Chamberlain was delighted and said so. He had known all along it would come to this, the moment when Hitler would turn his way. They parted with an exuberant farewell. As he left, Shirer heard a reporter ask Chamberlain if the situation was hopeless. He said, “I would not like to say that. It is up to the Czechs now.” All they had to do was agree with their own extinction. He flew back to London, convinced he had turned the tide.
On Saturday, the 24th, Chamberlain met with his cabinet and regaled them with talk of his “breakthrough.” He said, “It is clear that I have established some degree of personal influence over Hitler. The concession, something he had never done before, is evidence of that. He said to me that if we solve this question without conflict it would be a turning point in Anglo-German relations. He further reiterated to me that this would be the last territorial demand he would make. I took the opportunity to have it written for me in German. Here it is.” He waved it and struggled manfully, though pitifully, to pronounce it in German. It read “die letzte territoriale Forderung” — “the last territorial demand.” He also showed them the Hitler memorandum and a map of the regions to be evacuated. He concluded with, “Herr Hitler was not prompted by anyone in these conversations and he spoke, if I may say, with great earnestness. We should accept these terms and should advise the Czechs to also comply.” With the exception of Alfred Duff Cooper, the First Lord of the Admiralty, the cabinet concurred.
Chamberlain thought it was time to prepare the people for the worst, or, if the worst were avoided by his success, help them see the horror he had prevented for them. With the help of a willing press the people were told that if the “unthinkable” should occur, that “just around the corner, air attacks beyond all imagination bringing civilian casualties of a colossal scale” could be expected. When an official notice was issued that “infants under the age of two should be brought to designated centers where they would be fitted with gas masks,” the people appropriately panicked. Some dug trenches on their own initiative.
On Sunday, Halifax informed the French of his opinion that “It can be taken for granted that the only hope of preventing or at least localizing war is for His Majesty’s Government to make it absolutely clear to the Czechs that they must accept the German plan or forfeit claim to further support from the Western Powers.” Chamberlain, suddenly feeling his oats as a prince of peace, decided to send Wilson back to Berlin on Monday with a request that the annexation be managed by a commission of Germans, Czechs, and English. If Hitler would not agree, Wilson was authorized to inform him that France and England would fight with the Czechs. The proposition was absurd on its face, but not to Chamberlain. He thought his friend Adolf Hitler would see it as gentlemen doing business, making deals.

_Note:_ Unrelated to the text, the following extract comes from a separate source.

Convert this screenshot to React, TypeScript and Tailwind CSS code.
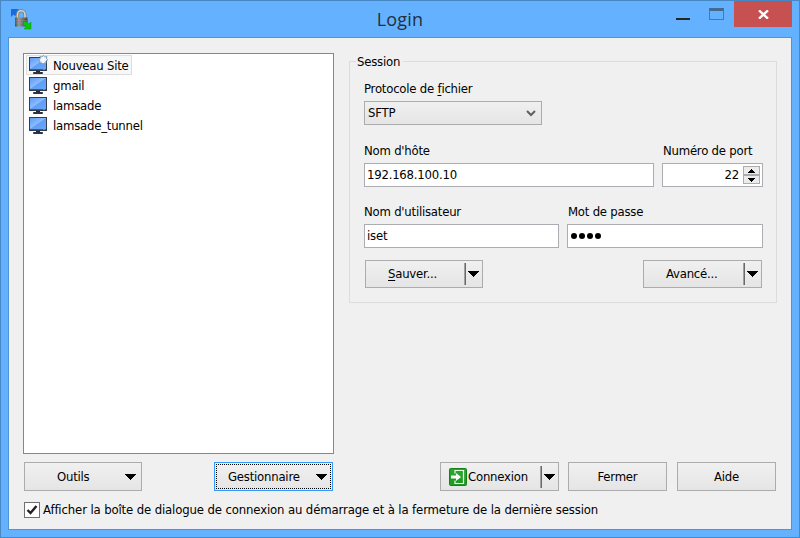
import type { ReactNode } from "react";

function Monitor({ star = false }: { star?: boolean }) {
  return (
    <svg width="20" height="20" viewBox="0 0 20 20" className="block shrink-0">
      <defs>
        <linearGradient id="screen" x1="0" y1="0" x2="1" y2="1">
          <stop offset="0" stopColor="#5c9cf5" />
          <stop offset="0.48" stopColor="#8cbbfb" />
          <stop offset="0.52" stopColor="#5f9ff8" />
          <stop offset="1" stopColor="#68a6ff" />
        </linearGradient>
      </defs>
      <path d="M1 2h18v14H1z" fill="#343d4c" />
      <path d="M2 3h16v11H2z" fill="url(#screen)" />
      <path d="M2 14h16v1H2z" fill="#46597a" />
      <path d="M15 14h2v1h-2z" fill="#20d020" />
      <path d="M8 16h4v1H8z" fill="#252a33" />
      <path d="M5.500 17.500h9v1h-9z" fill="#4e6079" stroke="#2c3442" />
      {star && (
        <path
          d="M15.400.3l1.200 1.800 2.300-.8-.4 2.300 1.300 1.300-1.900 1.100.2 2.200-1.900-.3-1.300 1.400-1.100-1.500-2.200.2.500-2.100-1.400-1.300 1.700-1.100-.5-2.200 2.200.7z"
          fill="#f4faff"
          stroke="#7592ad"
          strokeWidth=".8"
        />
      )}
    </svg>
  );
}

function AppIcon() {
  return (
    <svg width="22" height="22" viewBox="0 0 22 22" className="block">
      <defs>
        <linearGradient id="lock" x1="0" y1="0" x2="1" y2="0">
          <stop offset="0" stopColor="#4a4a4a" />
          <stop offset=".3" stopColor="#989898" />
          <stop offset=".65" stopColor="#6a6a6a" />
          <stop offset="1" stopColor="#3a3a3a" />
        </linearGradient>
      </defs>
      <path d="M1 1h8L6.500 3.500 8 5 5 8 3.500 6.500 1 9z" fill="#176be0" />
      <path d="M7.500 10V6.500a3.500 3.500 0 0 1 7.500 0V10" fill="none" stroke="#777" strokeWidth="3" />
      <path d="M7.500 10V6.500a3.500 3.500 0 0 1 7.500 0V10" fill="none" stroke="#d8d4d0" strokeWidth="1.600" />
      <path d="M5 9.500h12.500v9H5z" fill="url(#lock)" />
      <path d="M5 10h12.500M5 12.500h12M5 15h12" stroke="#a2a2a2" strokeWidth=".6" opacity=".6" />
      <path d="M13.500 13.500h3l2.500 2.500 2-2v7h-7l2-2-2.500-2.500z" fill="#09c510" stroke="#079b0c" strokeWidth=".5" />
    </svg>
  );
}

function Down() {
  return (
    <svg width="11" height="6" viewBox="0 0 11 6" shapeRendering="crispEdges" className="block">
      <path d="M0 0h11v1h-1v1H9v1H8v1H7v1H6v1H5V5H4V4H3V3H2V2H1V1H0z" fill="#000" />
    </svg>
  );
}

function Spin({ up = false }: { up?: boolean }) {
  return (
    <div className="flex h-[9px] w-[17px] items-center justify-center border border-[#acacac] bg-[#ececec]">
      <svg width="7" height="4" viewBox="0 0 7 4" shapeRendering="crispEdges" className={up ? "block rotate-180" : "block"}>
        <path d="M0 0h7v1H6v1H5v1H4v1H3V3H2V2H1V1H0z" />
      </svg>
    </div>
  );
}

function Button({ className, text, children, drop, split }: { className: string; text: string; children: ReactNode; drop?: string; split?: boolean }) {
  return (
    <button className={`flex shrink-0 items-center border border-[#acacac] bg-linear-to-b from-[#f0f0f0] to-[#e5e5e5] text-left ${className}`}>
      <span className={`flex shrink-0 items-center ${text}`}>{children}</span>
      {split && <span className="h-[22px] w-[2px] shrink-0 border-r border-[#696969] bg-[#a0a0a0]" />}
      {drop && <span className={drop}><Down /></span>}
    </button>
  );
}

const sites = ["gmail", "lamsade", "lamsade_tunnel"];

export default function App() {
  return (
    <div className="flex h-[538px] w-[800px] flex-col border border-[#4787c2] bg-[#64b2ff] font-['DejaVu_Sans_Condensed','DejaVu_Sans',sans-serif] text-[13px] leading-[16px] tracking-[-0.22px] text-black [font-stretch:condensed]">
      <header className="flex h-[36px] shrink-0">
        <div className="w-[220px] pt-[7px] pl-[9px]"><AppIcon /></div>
        <h1 className="w-[358px] pt-[6px] text-center font-['Open_Sans','Noto_Sans',sans-serif] text-[18px] leading-[24px] tracking-[0.2px] text-[#22303c] [font-stretch:normal]">Login</h1>
        <div className="flex grow justify-end pr-[7px]">
          <span className="mt-[17px] mr-[19px] h-[2px] w-[14px] bg-[#252525]" />
          <span className="mt-[7px] mr-[10px] h-[12px] w-[15px] border border-t-3 border-[#447aac] border-t-[#436b91]" />
          <span className="flex h-[26px] w-[58px] items-center justify-center bg-[#c75050]">
            <svg width="11" height="9" viewBox="0 0 11 9"><path d="M1 .3l9 8.400M10 .3l-9 8.400" stroke="#fff" strokeWidth="2.300" /></svg>
          </span>
        </div>
      </header>
      <main className="mx-[7px] h-[493px] border border-[#5094d5] bg-[#f0f0f0] pt-[15px] pl-[14px]">
        <div className="flex gap-[15px]">
          <div className="h-[401px] w-[311px] border border-[#828790] bg-white pt-px pl-[2px]">
            <div className="flex h-[20px] w-[106px] items-center border border-[#dedede] bg-[#f7f7f7] pl-px">
              <Monitor star /><span className="pt-px pl-[5px] whitespace-nowrap">Nouveau Site</span>
            </div>
            {sites.map((site) => (
              <div key={site} className="flex h-[20px] items-center pl-[2px]"><Monitor /><span className="pt-px pl-[5px]">{site}</span></div>
            ))}
          </div>
          <section className="mt-[8px] h-[242px] w-[428px] border border-[#dcdcdc] pl-[14px] whitespace-nowrap">
            <h2 className="-mt-[8px] -ml-[8px] w-[47px] bg-[#f0f0f0] pl-px">Session</h2>
            <div className="pt-[11px]">Protocole de <u className="underline-offset-2">f</u>ichier</div>
            <div className="mt-[4px] flex h-[24px] w-[178px] items-center justify-between border border-[#acacac] bg-linear-to-b from-[#f0f0f0] to-[#e5e5e5] pr-[5px] pl-[3px]">
              SFTP
              <svg width="10" height="7" viewBox="0 0 10 7"><path d="M1 1l4 4 4-4" fill="none" stroke="#606060" strokeWidth="2" /></svg>
            </div>
            <div className="mt-[18px] flex gap-[8px]">
              <div className="w-[290px]"><div>Nom d'hôte</div><div className="mt-[4px] h-[24px] border border-[#abadb3] bg-white pt-[3px] pl-[2px]">192.168.100.10</div></div>
              <div className="w-[101px]">
                <div className="pl-px">Numéro de port</div>
                <div className="mt-[4px] flex h-[24px] items-center justify-end border border-[#abadb3] bg-white pr-[2px]">
                  <span className="pr-[4px]">22</span><div className="flex flex-col"><Spin up /><Spin /></div>
                </div>
              </div>
            </div>
            <div className="mt-[17px] flex gap-[8px]">
              <div className="w-[195px]"><div>Nom d'utilisateur</div><div className="mt-[4px] h-[24px] border border-[#abadb3] bg-white pt-[3px] pl-[2px]">iset</div></div>
              <div className="w-[196px]">
                <div className="pl-px">Mot de passe</div>
                <div className="mt-[4px] flex h-[24px] items-center gap-[2px] border border-[#abadb3] bg-white pl-[3px]">
                  {[0, 1, 2, 3].map((n) => <span key={n} className="size-[6px] rounded-full bg-black" />)}
                </div>
              </div>
            </div>
            <div className="mt-[12px] flex gap-[160px] pl-px">
              <Button className="h-[28px] w-[118px]" text="w-[98px] pl-[22px]" split drop="pl-[2px]"><span><u className="underline-offset-2">S</u>auver...</span></Button>
              <Button className="h-[28px] w-[119px]" text="w-[99px] pl-[22px]" split drop="pl-[2px]">Avancé...</Button>
            </div>
          </section>
        </div>
        <div className="mt-[8px] flex h-[29px] pl-px">
          <Button className="h-[29px] w-[118px]" text="w-[100px] pl-[32px]" drop="pl-0">Outils</Button>
          <button className="ml-[72px] h-[29px] w-[119px] border border-[#3399ff] bg-linear-to-b from-[#f0f0f0] to-[#e5e5e5] p-px">
            <span className="flex h-full items-center justify-between border border-dotted border-black pr-[3px] pl-[11px]"><span>Gestionnaire</span><Down /></span>
          </button>
          <Button className="ml-[107px] h-[29px] w-[119px]" text="w-[99px] pl-[8px]" split drop="pl-[2px]">
            <svg width="18" height="18" viewBox="0 0 18 18" className="mr-px block shrink-0">
              <rect x=".5" y=".5" width="17" height="17" rx="1" fill="#2ba32d" stroke="#168019" />
              <path d="M1 17V9l16 3v5z" fill="#118b14" opacity=".35" />
              <path d="M6 5.500v-3h8.500v13H6v-3" fill="none" stroke="#e4ffe4" strokeWidth="1.200" />
              <path d="M2 7.500h5V5l5 4-5 4v-2.500H2z" fill="#fff" />
            </svg>Connexion
          </Button>
          <Button className="ml-[9px] h-[29px] w-[99px]" text="w-full justify-center">Fermer</Button>
          <Button className="ml-[10px] h-[29px] w-[99px]" text="w-full justify-center">Aide</Button>
        </div>
        <label className="mt-[10px] flex items-center pl-px">
          <span className="flex size-[16px] items-center justify-center border border-[#707070] bg-white">
            <svg width="12" height="10" viewBox="0 0 12 10"><path d="M1.500 5l3 3L10.500 1" fill="none" stroke="#212121" strokeWidth="2.400" /></svg>
          </span>
          <span className="pt-px pl-[3px] tracking-[-0.13px] whitespace-nowrap">Afficher la boîte de dialogue de connexion au démarrage et à la fermeture de la dernière session</span>
        </label>
      </main>
    </div>
  );
}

Winston was busy. On Monday, as Wilson flew, he went to Halifax and persuaded him to issue a communiqué reading “If a German attack is made upon Czechoslovakia, France will be bound to come to her assistance, and Great Britain and Russia will certainly stand by France.” Halifax agreed to issue it but would not sign it, by way of standing on both sides of the fence. Without the signature, Winston thought it was better than nothing. But not by much.
In Berlin, when Wilson brought up the idea of the commission, Hitler gave him the teppichfresser. He shrieked, raged, and fell to the floor and chewed on the carpet. Wilson decided not to mention Chamberlain’s warning if he did not agree. That night he was provided a choice seat for a Hitler speech in one of the venues built for the Olympics of 1936.
Shirer had an even better seat. He broadcast the speech and wrote in his diary: “Hitler has finally burned his last bridges. Shouting and shrieking in the worst state of excitement I’ve ever seen him in, he stated in the Sportpalast tonight that he would have his Sudetenland by October 1, next Saturday, today being Monday. If Beneš doesn’t hand it over to him he will go to war, this Saturday. Curious audience, the fifteen thousand party Bonzen [fat cats] packed into the hall. They applauded his words with the usual enthusiasm. Yet there was no war fever. The crowd was good-natured, as if it didn’t realize what his words meant. Twice Hitler screamed that this is absolutely his last territorial demand in Europe. Speaking of his assurances to Chamberlain, he said: ‘I further assured him that when the Czechs have reconciled themselves with their other minorities, the Czech state no longer interests me and that, if you please, I would give him another guarantee. We do not want any Czechs.’ At the end Hitler had the impudence to place responsibility for peace or war exclusively on Beneš!”
Shirer’s diary entry continued, “I broadcast the scene from a seat in the balcony just above Hitler. He’s still got that nervous tic. All during his speech he kept cocking his shoulder, and the opposite leg from the knee down would bounce up. Audience couldn’t see it but I could. As a matter of fact, for the first time in all the years I’ve observed him he seemed tonight to have completely lost control of himself. When he sat down after his talk, Goebbels sprang up and shouted: ‘One thing is sure: 1918 will never be repeated!’ Hitler looked up to him, a wild, eager expression in his eyes, as if those were the words which he had been searching for all evening and hadn’t quite found. He leaped to his feet and with a fanatical fire in his eyes that I shall never forget brought his right hand, after a grand sweep, pounding down on the table and yelled with all the power in his mighty lungs: ‘Ja!’ Then he slumped into his chair exhausted.”
Chamberlain listened from London and said to the press the next day, “I have read the speech of the German Chancellor and I appreciate his references to the efforts I have made to save the peace.” As one good prince of peace would say of a compliment from another.